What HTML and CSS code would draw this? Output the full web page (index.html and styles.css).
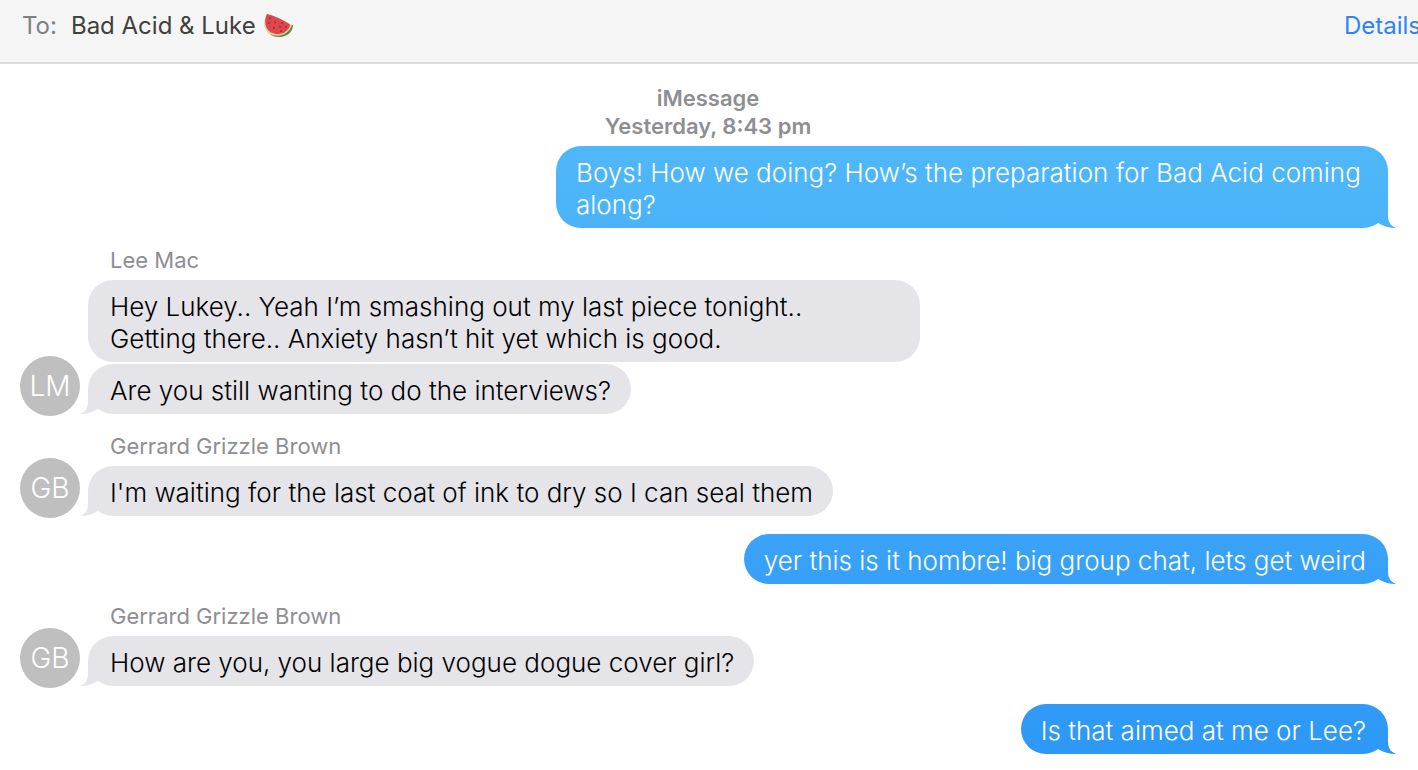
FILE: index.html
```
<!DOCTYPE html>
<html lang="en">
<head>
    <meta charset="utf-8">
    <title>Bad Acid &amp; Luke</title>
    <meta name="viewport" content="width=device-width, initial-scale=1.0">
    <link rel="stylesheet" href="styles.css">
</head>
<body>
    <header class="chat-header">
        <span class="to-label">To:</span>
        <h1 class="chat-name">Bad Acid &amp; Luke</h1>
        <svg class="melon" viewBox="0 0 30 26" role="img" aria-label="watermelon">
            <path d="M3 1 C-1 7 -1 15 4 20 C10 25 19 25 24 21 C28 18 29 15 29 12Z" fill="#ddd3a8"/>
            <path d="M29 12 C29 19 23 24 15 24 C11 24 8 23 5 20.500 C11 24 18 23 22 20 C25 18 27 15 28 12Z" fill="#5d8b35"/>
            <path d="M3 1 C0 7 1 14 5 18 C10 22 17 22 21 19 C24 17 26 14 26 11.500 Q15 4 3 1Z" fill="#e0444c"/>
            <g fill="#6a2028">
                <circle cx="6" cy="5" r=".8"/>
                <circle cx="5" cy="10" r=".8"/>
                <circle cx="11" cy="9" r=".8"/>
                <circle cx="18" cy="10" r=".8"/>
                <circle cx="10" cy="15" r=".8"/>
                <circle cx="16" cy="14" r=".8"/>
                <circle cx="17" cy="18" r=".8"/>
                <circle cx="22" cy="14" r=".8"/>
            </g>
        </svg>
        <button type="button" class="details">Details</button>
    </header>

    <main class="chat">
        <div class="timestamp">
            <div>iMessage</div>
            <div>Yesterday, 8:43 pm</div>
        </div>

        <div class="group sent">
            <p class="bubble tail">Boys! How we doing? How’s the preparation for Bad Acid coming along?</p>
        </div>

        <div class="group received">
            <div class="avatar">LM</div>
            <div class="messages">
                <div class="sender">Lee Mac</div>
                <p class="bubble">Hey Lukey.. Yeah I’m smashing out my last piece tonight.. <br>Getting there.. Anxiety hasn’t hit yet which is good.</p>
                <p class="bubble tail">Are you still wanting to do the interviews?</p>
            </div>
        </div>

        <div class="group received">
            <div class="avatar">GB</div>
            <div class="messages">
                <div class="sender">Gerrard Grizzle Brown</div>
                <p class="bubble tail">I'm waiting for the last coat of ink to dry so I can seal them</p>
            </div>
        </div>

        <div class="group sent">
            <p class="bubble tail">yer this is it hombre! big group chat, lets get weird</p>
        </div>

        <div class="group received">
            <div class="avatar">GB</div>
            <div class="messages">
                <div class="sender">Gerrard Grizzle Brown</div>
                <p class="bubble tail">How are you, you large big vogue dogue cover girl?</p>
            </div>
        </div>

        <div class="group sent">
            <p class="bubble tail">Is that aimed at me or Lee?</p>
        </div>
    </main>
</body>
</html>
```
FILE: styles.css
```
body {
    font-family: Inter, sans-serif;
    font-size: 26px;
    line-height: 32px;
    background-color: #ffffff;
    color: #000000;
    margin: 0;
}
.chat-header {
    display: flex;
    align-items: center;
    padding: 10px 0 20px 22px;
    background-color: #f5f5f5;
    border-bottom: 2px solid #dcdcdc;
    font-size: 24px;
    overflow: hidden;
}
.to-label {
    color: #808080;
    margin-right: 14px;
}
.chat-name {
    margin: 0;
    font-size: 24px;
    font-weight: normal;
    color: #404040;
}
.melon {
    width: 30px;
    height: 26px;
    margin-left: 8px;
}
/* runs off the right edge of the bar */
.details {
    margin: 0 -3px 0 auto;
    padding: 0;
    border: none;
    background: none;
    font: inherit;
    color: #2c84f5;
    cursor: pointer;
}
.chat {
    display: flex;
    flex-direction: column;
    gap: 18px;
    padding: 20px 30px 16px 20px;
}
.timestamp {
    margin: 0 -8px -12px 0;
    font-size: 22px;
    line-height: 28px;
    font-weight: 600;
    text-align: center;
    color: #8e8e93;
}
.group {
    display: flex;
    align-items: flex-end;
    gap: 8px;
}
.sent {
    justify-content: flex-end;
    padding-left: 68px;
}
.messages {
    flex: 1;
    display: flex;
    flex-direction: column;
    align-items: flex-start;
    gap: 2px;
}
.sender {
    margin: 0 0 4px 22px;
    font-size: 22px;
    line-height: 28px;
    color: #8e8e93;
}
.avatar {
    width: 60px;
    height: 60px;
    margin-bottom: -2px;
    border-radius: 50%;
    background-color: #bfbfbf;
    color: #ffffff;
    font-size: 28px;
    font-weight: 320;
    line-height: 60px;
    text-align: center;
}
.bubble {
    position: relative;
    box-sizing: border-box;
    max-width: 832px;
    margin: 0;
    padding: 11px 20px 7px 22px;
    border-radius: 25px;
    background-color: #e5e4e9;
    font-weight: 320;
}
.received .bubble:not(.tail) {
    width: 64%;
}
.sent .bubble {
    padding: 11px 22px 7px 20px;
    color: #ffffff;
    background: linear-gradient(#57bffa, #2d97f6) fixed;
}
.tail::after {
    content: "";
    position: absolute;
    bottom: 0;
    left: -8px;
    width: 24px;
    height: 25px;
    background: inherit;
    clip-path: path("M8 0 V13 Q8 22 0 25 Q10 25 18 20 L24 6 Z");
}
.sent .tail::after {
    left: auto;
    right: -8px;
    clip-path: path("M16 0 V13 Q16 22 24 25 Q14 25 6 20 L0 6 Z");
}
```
● ● ●
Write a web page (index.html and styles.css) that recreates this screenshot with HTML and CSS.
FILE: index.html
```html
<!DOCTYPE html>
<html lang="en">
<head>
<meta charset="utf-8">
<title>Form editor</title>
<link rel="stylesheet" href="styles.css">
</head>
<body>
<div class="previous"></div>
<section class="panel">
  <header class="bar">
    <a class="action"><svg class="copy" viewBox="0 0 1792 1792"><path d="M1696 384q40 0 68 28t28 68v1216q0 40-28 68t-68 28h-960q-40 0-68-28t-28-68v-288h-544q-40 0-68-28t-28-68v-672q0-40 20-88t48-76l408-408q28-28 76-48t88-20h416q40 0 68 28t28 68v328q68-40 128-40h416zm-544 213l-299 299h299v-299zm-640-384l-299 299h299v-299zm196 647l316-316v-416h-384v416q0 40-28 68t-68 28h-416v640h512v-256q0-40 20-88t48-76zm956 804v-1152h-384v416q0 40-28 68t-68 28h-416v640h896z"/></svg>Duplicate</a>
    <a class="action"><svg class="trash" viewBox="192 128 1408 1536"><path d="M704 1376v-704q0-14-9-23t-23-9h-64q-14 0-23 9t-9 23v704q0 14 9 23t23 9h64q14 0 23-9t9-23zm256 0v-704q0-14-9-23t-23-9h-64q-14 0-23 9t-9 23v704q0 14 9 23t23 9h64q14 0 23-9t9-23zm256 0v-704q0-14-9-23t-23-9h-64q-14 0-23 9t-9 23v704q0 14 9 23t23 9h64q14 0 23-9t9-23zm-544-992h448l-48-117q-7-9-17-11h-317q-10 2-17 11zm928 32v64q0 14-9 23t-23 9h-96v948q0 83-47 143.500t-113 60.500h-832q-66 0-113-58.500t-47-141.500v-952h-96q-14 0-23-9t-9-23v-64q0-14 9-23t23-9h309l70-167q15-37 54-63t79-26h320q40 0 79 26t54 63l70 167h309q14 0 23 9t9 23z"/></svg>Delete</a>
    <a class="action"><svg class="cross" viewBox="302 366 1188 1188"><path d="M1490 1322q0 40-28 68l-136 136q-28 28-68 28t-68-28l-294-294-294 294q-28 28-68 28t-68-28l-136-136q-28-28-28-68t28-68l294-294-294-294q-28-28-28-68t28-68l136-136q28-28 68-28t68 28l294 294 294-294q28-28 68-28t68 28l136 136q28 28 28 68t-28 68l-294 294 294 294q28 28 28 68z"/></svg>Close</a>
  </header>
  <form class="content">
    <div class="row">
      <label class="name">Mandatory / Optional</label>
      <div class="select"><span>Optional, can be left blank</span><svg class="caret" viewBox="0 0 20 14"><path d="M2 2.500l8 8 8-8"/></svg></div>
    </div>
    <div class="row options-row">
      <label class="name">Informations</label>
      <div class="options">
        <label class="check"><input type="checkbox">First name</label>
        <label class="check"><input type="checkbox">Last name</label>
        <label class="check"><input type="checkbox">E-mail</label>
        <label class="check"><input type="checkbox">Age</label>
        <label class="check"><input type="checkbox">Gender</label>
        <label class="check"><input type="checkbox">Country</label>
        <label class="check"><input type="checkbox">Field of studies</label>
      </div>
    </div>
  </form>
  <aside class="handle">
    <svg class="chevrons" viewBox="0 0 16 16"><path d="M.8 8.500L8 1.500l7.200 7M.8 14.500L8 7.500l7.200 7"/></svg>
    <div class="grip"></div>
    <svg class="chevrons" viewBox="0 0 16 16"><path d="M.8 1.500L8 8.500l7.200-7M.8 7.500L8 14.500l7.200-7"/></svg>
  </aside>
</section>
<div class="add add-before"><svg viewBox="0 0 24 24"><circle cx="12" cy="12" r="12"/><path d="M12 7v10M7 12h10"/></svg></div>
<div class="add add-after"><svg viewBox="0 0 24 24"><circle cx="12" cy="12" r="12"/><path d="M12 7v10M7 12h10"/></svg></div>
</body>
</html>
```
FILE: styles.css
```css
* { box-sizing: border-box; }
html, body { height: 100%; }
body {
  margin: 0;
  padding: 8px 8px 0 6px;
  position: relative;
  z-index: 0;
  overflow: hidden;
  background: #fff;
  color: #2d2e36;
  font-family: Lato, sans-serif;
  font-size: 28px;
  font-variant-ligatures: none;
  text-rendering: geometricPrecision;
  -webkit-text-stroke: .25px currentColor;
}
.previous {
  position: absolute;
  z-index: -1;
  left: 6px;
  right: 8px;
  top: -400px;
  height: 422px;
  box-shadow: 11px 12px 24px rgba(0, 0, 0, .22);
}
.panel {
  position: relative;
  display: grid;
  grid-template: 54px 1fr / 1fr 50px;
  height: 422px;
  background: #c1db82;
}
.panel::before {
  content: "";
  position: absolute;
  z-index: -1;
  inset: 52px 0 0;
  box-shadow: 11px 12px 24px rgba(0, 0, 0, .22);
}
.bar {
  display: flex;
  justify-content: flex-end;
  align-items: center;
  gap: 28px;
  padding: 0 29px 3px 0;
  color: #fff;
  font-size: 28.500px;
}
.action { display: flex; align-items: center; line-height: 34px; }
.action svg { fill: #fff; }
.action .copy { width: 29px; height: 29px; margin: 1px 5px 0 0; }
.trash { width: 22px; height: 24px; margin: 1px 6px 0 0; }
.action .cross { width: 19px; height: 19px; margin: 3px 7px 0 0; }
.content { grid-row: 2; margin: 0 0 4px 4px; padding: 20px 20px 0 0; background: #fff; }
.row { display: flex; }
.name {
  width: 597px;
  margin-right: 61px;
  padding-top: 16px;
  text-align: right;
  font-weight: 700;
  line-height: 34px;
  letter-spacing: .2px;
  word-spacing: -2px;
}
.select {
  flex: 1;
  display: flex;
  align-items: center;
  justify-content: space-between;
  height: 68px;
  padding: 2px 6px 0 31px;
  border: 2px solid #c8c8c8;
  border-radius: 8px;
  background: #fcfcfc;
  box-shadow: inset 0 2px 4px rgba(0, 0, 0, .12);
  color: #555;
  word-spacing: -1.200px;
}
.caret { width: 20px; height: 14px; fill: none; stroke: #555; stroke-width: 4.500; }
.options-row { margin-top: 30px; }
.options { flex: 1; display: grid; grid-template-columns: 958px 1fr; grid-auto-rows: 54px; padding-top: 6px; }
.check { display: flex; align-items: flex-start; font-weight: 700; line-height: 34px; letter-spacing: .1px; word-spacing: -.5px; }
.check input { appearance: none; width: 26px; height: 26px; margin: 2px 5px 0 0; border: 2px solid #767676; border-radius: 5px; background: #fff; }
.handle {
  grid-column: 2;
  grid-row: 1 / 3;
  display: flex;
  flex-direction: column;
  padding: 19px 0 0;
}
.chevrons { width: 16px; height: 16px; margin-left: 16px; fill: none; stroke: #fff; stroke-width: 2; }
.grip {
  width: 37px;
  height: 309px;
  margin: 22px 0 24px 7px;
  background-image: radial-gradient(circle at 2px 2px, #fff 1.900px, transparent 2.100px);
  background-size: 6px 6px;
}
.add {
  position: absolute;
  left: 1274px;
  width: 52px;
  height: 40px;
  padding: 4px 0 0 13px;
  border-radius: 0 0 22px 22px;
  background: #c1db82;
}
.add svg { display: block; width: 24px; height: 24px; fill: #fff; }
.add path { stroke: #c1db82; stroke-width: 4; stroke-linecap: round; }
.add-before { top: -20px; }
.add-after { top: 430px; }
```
● ● ●
▶ [Set exercise]: Gather each line in the data that holds the string "page".

▶ [Solved exercise]:
What HTML and CSS code would draw this? Output the full web page (index.html and styles.css).
Write a web page (index.html and styles.css) that recreates this screenshot with HTML and CSS.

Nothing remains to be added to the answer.